The wage data from the jobs report are notoriously noisy, given that they are revised often and do not correct for the sectoral and skills composition of jobs growth over the month. There are better quality wage data available, such as the Atlanta Fed Wage Growth Tracker and the Employment Cost Index, but the Atlanta Fed does construct a rudimentary composition correction for average hourly earnings from the jobs report, which can be found here.
We can observe from the chart above is that the year/year wage growth rate indeed slowed, despite the composition correction, but on a three- and six-month basis composition-adjusted wage growth have both been accelerating since August.
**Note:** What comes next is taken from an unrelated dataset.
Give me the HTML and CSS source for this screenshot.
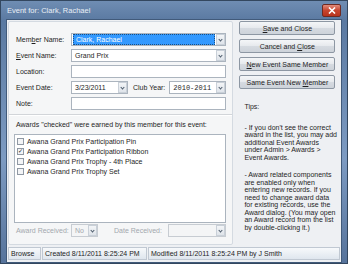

I can combine labor productivity and labor share trend estimates with the 2% inflation target, along the lines I have done in my “Wages and Inflation Expectations” notes and incorporating the Q2 update of productivity data to get a medium-run annual wage growth rate consistent with 2% inflation. Additionally, instead of the 2% target one can use my “Main Street” year-ahead inflation expectations proxy, which after incorporating September inflation survey data suggests that the trend in near-term inflation expectations eased since Q2 to around 2.5% in year/year PCE inflation terms in September. Incorporating preliminary University of Michigan data as well as Atlanta Fed Business Inflation Expectations data, both for October, led to this common near-term inflation expectations trend to rise to 2.6% in year/year PCE inflation terms in October.
Compared to both the composition-adjusted AHE data for production and non-supervisory workers and the unsmoothed Atlanta Fed wage tracker into August, annual wage growth rates still outpace the 2.5% pace consistent with 2% PCE inflation in the medium term (green line in the above chart). In fact, wage growth also runs above the wage growth pace consistent with “Main Street” near-term inflation expectations (blue line in the chart above).
November Rate Cut
After the conclusion of the September FOMC meeting the Fed clearly signaled that the 50bps rate cut following that meeting was nothing more than a recalibration move, and that it would ease policy rates at more moderate pace beyond that meeting. This was based on the notion that the U.S. economy was on a moderate growth path with a labor market cooling towards a steady state with unemployment rates in the low 4% range and inflation that continues to ease back towards 2% over time. Today’s data was too noisy to corroborate whether the Fed’s view on the labor market, with unemployment rates seemingly stabilizing in the 4%-4.2% range., still holds or not.
I expect a 25bps rate cut at the November FOMC meeting and likely a similar rate cut at the December FOMC meeting. However, employment growth needs to pick up over the remainder of this year in order for it to be in line with the Fed’s own view. Furthermore, with wage growth momentum remaining stubbornly elevated as well as a pick-up in underlying inflation momentum and household spending growth there’s a lot of uncertainty with regards to the policy rate outlook going into 2025.
As per the BLS October jobs report: “A larger influence on the October collection rate for establishment data was the timing and length of the collection period. This period, which can range from 10 to 16 days, lasted 10 days in October and was completed several days before the end of the month.”
Given this calculation, the job-finding rate will run up to September utilizing data on (short-term) unemployment for October.
As the calculation of the job-separation rate depends also on (short-term) unemployment for October, we cannot go beyond September.